BHS--sapaan karib Bambang-- menyebut di Indonesia BBM Oktan 95 pun masuk peringkat ke-50 di dunia dari peringkat 1. Venezuela yang hanya 0,022 USD (Rp.327,-), peringkat 2. Libya hanya 0,033 USD (Rp.447,-), peringkat 10. Malaysia hanya 0,457 USD (Rp. 6.809,-) jauh dari Indonesia, sedangkan Indonesia peringkat ke-50 mempunyai besaran 1,167 USD atau setara dengan Rp. 17.540,-, padahal Indonesia merupakan negara penghasil minyak jauh lebih besar dari Malaysia yang hanya sekitar 60% nya saja.

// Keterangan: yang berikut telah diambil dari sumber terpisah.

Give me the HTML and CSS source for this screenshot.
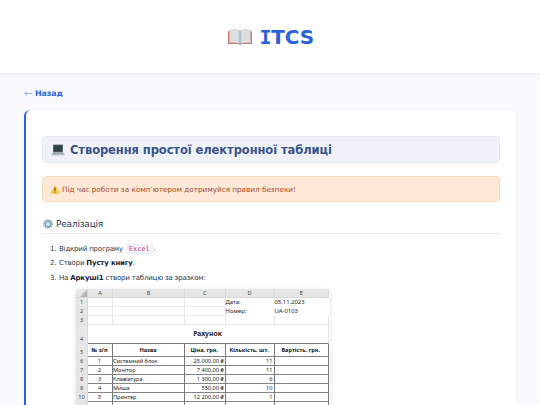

"Ini harusnya menjadi satu penilaian pemerintah terhadap pertamina yang kurang bisa maksimal memberikan pelayanan terbaik terutama mengusahakan untuk mengimpor BBM subsidi dengan harga murah, karena kuota dan harga BBM subsidi saat ini tidak rasional, maka saya menolak untuk harga BBM subsidi harganya dinaikkan saat ini," kata dia,
"Tetapi bila kondisi anggaran APBN terbatas, maka pemerintah saat ini tidak perlu menaikkan harga BBM bersubsidi tetapi mengalihkan sisa kuota BBM subsidi fokus untuk transportasi publik dan logistik baik massal dan tidak massal terutama di transportasi laut, karena jargon Bapak Jokowi adalah Maritim termasuk nelayan dan petani menjadi prioritas BBM subsidi serta kebutuhan UMKM (industri kecil) agar perekonomian masyarakat tidak terpengaruh," tuturnya.
Karena itu, dia meminta Kementerian Perhubungan ikut mempertahankan keberlangsungan hidup daripada transportasi publik dan logistik agar harga BBM subsidi di transportasi publik, logistik, pertanian dan nelayan tidak dinaikkan.